Early-generation computerized x-ray studies (CAT scans, CT scans) and radiographic cerebral
blood-flow studies (angiograms) began to augment experimental and observational studies of
aphasia in the 1970s, but they gave very crude information about where the damaged part of the
brain was located. These early brain-imaging techniques could only see what parts of the brain had
serious damage or restricted blood flow. They could not give information about the actual activity
that was taking place in the brain, so they could not follow what was happening during language
processing in normal or aphasic speakers. Studies of normal speakers in that period mostly looked
at which side of the brain was most involved in processing written or spoken language, because
this information could be gotten from laboratory tasks involving reading or listening under difficult
conditions, such as listening to different kinds of information presented to the two ears at the same
time (dichotic listening).

Since the 1990s, there has been an enormous shift in the field of neurolinguistics. With modern
technology, researchers can study how the brains of normal speakers process language, and how a
damaged brain processes and compensates for injury.  This new technology allows us to track the
brain activity that is going on while people are reading, listening, and speaking, and also to get very
fine spatial resolution of the location of damaged areas of the brain. Fine spatial resolution comes
from magnetic resonance imaging (MRI), which gives exquisite pictures showing which brain areas
are damaged; the resolution of CT scans has also improved immensely. Tracking the brain’s
ongoing activity can be done in several ways. For some purposes, the best method is detecting the
electrical and magnetic signals that neurons send to one another by using sensors outside the skull
(functional magnetic resonance imaging, fMRI; electro-enecephalography, EEG;
magnetoencephalography, MEG; and event-related potentials, ERP). Another method is observing
the event-related optical signal, EROS; this involves detecting rapid changes in the way that neural
tissue scatters infra-red light, which can penetrate the skull and see about an inch into the brain. A
third family of methods involves tracking the changes in the flow of blood to different areas in the
brain by looking at oxygen concentrations (BOLD) or at changes the way in which the blood
absorbs near-infrared light (near-infrared spectroscopy, NIRS). Brain activity can also be changed
temporarily by transcranial magnetic stimulation (stimulation from outside the skull, TMS), so
researchers can see the effects of this stimulation on how well people speak, read, and understand
language. NIRS, EROS, ERP, and EEG techniques are risk-free, so they can ethically be used for
research on normal speakers, as well as on people with aphasia who would not particularly benefit
by being in a research study. TMS also appears to be safe.

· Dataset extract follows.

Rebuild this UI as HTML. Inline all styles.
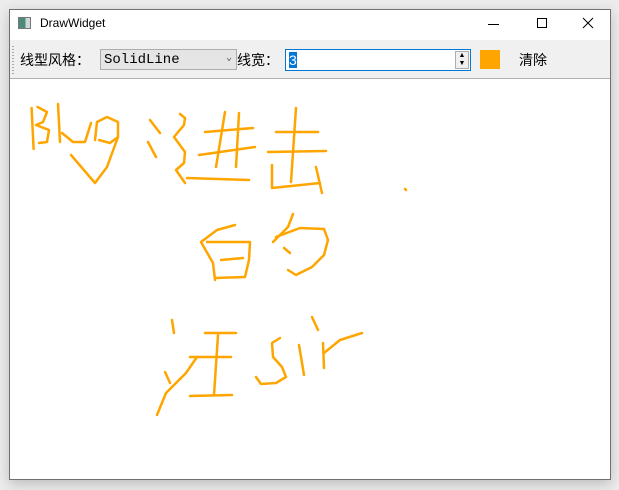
<!DOCTYPE html>
<html><head><meta charset="utf-8"><style>
*{margin:0;padding:0;box-sizing:border-box}
body{width:619px;height:490px;background:#ececec;position:relative;overflow:hidden;font-family:"Liberation Sans","Noto Sans CJK SC",sans-serif}
.win{position:absolute;left:9px;top:9px;width:602px;height:471px;border:1px solid #707070;background:#fff;box-shadow:0 4px 12px rgba(0,0,0,.2)}
.t{position:absolute;font-size:12px;color:#000}
.tb{position:absolute;left:0;top:30px;width:600px;height:39px;background:#f0f0f0;border-bottom:1px solid #b0b0b0}
.lbl{position:absolute;font-size:14px;top:10px;font-family:"Liberation Sans","Noto Sans CJK SC",sans-serif}
</style></head><body>
<div class="win">
  <div style="position:absolute;left:8px;top:7px;width:13px;height:12px;border:1px solid #777;background:linear-gradient(90deg,#4d8a7a 0 60%,#cfd8d8 60%)"></div>
  <div class="t" style="left:30px;top:6px">DrawWidget</div>
  <div style="position:absolute;left:478px;top:14px;width:11px;height:1px;background:#000"></div>
  <div style="position:absolute;left:527px;top:8px;width:10px;height:10px;border:1px solid #000"></div>
  <svg style="position:absolute;left:572px;top:7px" width="12" height="12"><path d="M1 1L11 11M11 1L1 11" stroke="#000" stroke-width="1"/></svg>
  <div class="tb">
    <div style="position:absolute;left:2px;top:6px;width:2px;height:28px;background:repeating-linear-gradient(#aaa 0 1px,transparent 1px 3px)"></div>
    <div class="lbl" style="left:10px">线型风格：</div>
    <div style="position:absolute;left:90px;top:9px;width:137px;height:21px;background:#e5e5e5;border:1px solid #adadad;font-family:'Liberation Mono',monospace;font-size:14px;padding-left:3px;line-height:20px">SolidLine<span style="position:absolute;right:4px;top:-1px;font-size:10px;color:#555">&#8964;</span></div>
    <div class="lbl" style="left:227px">线宽：</div>
    <div style="position:absolute;left:275px;top:9px;width:186px;height:22px;background:#fff;border:1px solid #0078d7">
      <span style="position:absolute;left:3px;top:2px;background:#0078d7;color:#fff;font-size:14px;line-height:16px;width:8px">3</span>
      <div style="position:absolute;right:1px;top:1px;width:14px;height:18px;border:1px solid #adadad;background:#f0f0f0;font-size:7px;line-height:8px;text-align:center">▲<br>▼</div>
    </div>
    <div style="position:absolute;left:470px;top:10px;width:20px;height:19px;background:#ffa500"></div>
    <div class="lbl" style="left:509px">清除</div>
  </div>
</div>
<svg style="position:absolute;left:0;top:0" width="619" height="490" fill="none" stroke="#ffa500" stroke-width="2.5" stroke-linecap="round" stroke-linejoin="round">
<polyline points="31.6,108 33.6,149"/>
<polyline points="37.5,107 47,112 43,122 36,125 49,130 47,142 39,143"/>
<polyline points="58,104 60,142"/>
<polyline points="62,133 73,142 85,142 91,123"/>
<polyline points="95,140 97,122 107,117 118,122 118,137 110,143 99,140"/>
<polyline points="118,137 107,167 95,183 71,155"/>
<polyline points="150,120 160,133"/><polyline points="148,142 156,157"/>
<polyline points="180,114 185,118 184,125 174,137 185,152 184,163 176,170 185,183"/>
<polyline points="187,178 249,180"/>
<polyline points="205,132 253,128"/><polyline points="199,155 255,147"/>
<polyline points="225,112 216,167"/><polyline points="239,113 236,167"/>
<polyline points="276,132 318,132"/><polyline points="268,152 326,151"/>
<polyline points="296,108 291,182"/>
<polyline points="272,165 272,188 320,183"/><polyline points="316,167 322,193"/>
<polyline points="405,189 406,190"/>
<polyline points="235,225 217,230 201,242 213,263 215,280"/>
<polyline points="207,242 250,242 249,260 245,277 215,278"/>
<polyline points="221,260 243,258"/>
<polyline points="293,214 288,227 273,242"/>
<polyline points="276,237 300,228 324,229 328,240 324,255 312,267 296,275 288,270"/>
<polyline points="284,248 290,253"/>
<polyline points="172,320 174,333"/><polyline points="165,372 170,383"/>
<polyline points="197,357 186,373 166,393 157,415"/>
<polyline points="205,333 236,333"/><polyline points="190,357 231,357"/>
<polyline points="218,335 214,395"/><polyline points="190,396 232,395"/>
<polyline points="280,338 272,343 273,357 282,367 286,377 276,383 261,384 256,377"/>
<polyline points="312,317 318,330"/><polyline points="299,345 304,375"/>
<polyline points="323,343 324,368"/><polyline points="324,353 340,340 362,333"/>
</svg>
</body></html>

It is very complicated to figure out the details of how the information from different parts of the brain
might combine in real time, so another kind of advance has come from the development of ways to
use computers to simulate parts of what the brain might be doing during speaking or reading.

Investigations of exactly what people with aphasia and other language disorders can and cannot do
also continue to contribute to our understanding of the relationships between brain and language.
For example, comparing how people with aphasia perform on tests of syntax, combined with
detailed imaging of their brains, has shown that there are important individual differences in the
parts of the brain involved in using grammar. Also, comparing people with aphasia across
languages shows that the various types of aphasia have somewhat different symptoms in different
languages, depending on the kinds of opportunities for error that each language provides. For
example, in languages that have different forms for masculine and feminine pronouns or masculine
and feminine adjectives, people with aphasia may make gender errors in speaking, but in languages
that don’t have different forms for different genders, that particular problem can’t show up.